Keep Getting Better: Experimentation and Optimization
In this entire process, never lose sight of the importance of experimentation and optimization. You should continuously run experiments against your onboarding and activation emails to discover if you can unlock higher levels of lifts.
Experimentation comes in many forms. The simplest would be testing different email subject lines, copy, and CTAs. But you can go much further. Try out different email layouts, trigger conditions, sending cadences, and reminders. Be systematic in your experimentation. Keep a sheet running of different experiment families, subject lines for example, and track what you’ve tried, what has worked, and what has failed. While it’s tempting to combine multiple experiments, like CTAs and layout, resist the urge. Keep your experiments down to a single variable so you can be confident in your results.
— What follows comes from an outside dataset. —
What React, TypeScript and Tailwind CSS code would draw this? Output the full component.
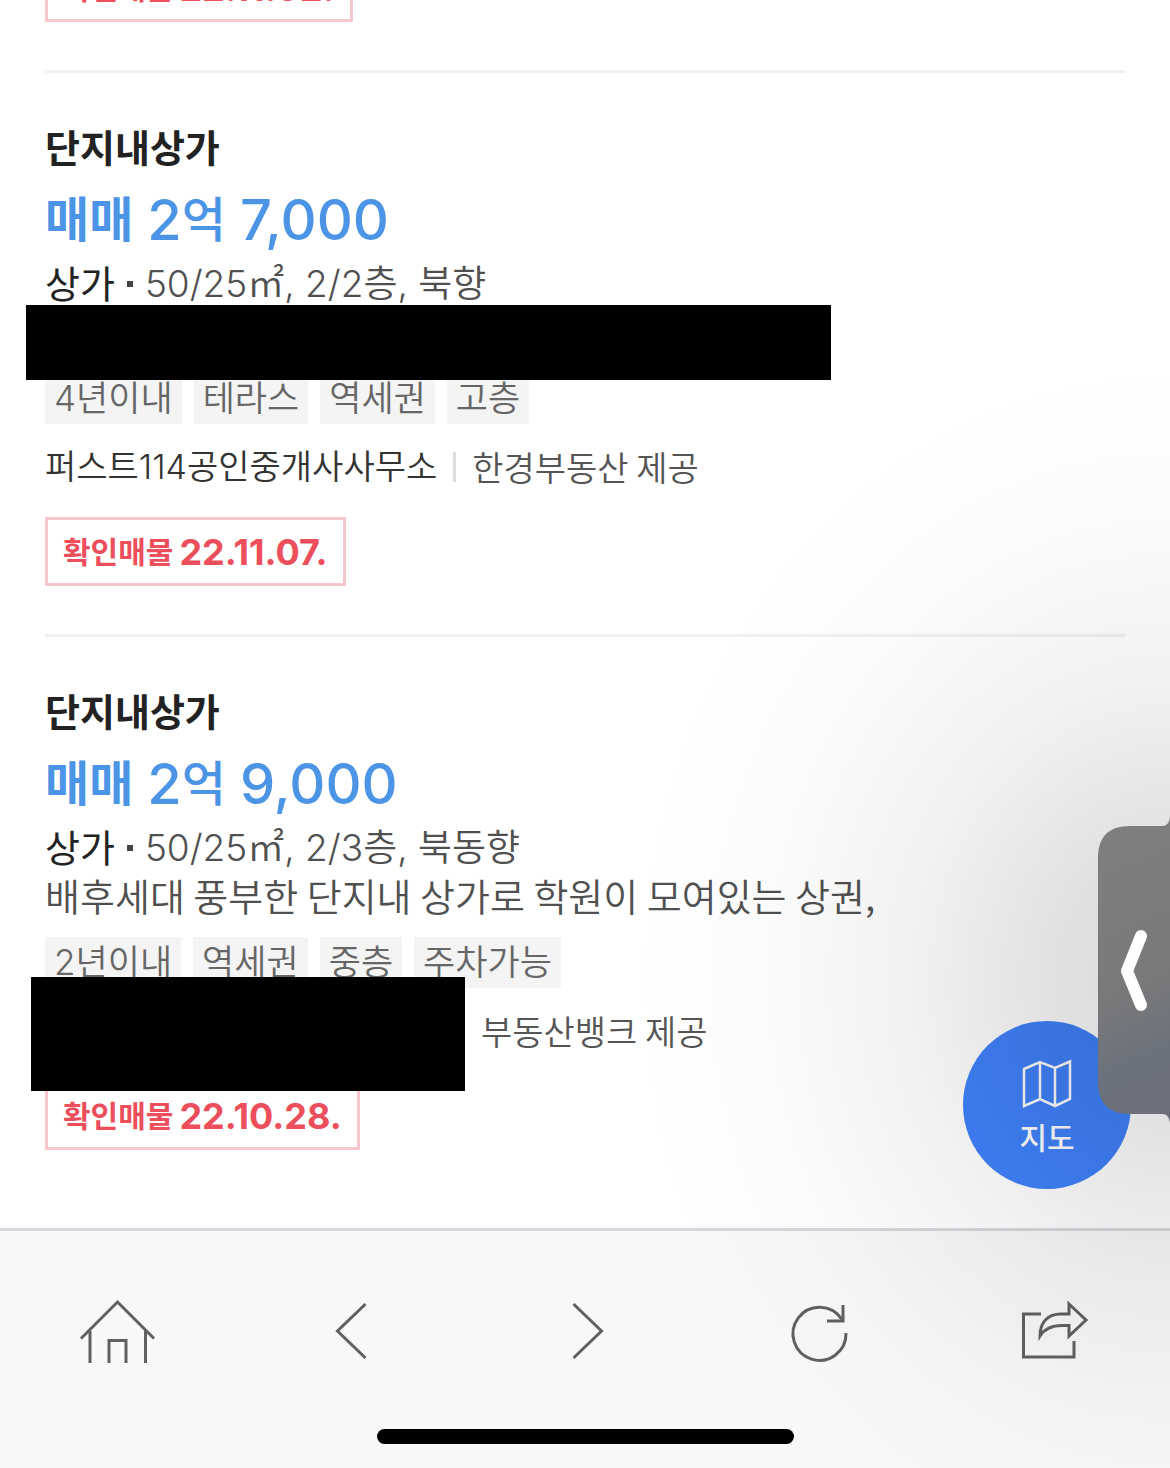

Don’t forget to apply experimentation best practices either. In addition to testing a single variable, be sure to have a control and test group when you design your experiments. This will give you the ability to make accurate statements about lift. When it comes to how long you should run your experiment to have confidence in the results, look to MDE (minimum detectable effect) and statistical significance to guide your way.
Go Beyond Email
Once you establish your email strategy for onboarding and activation, start exploring other channels. For SaaS companies, there is potential to weave SMS, push notifications, phone or video calls, live chat on your website, webinars and training modules, and/or paid social advertising into your strategy. Just be sure that you are not overwhelming your users and turning them off with too many messages.
Wrapping Up
Growth marketing is all about the synergy of the user lifecycle from acquisition to onboarding/activation to retention and re-engagement. By investing in a well tested onboarding and activation strategy, you can increase your ROI across the lifecycle by continually delighting (and retaining) users.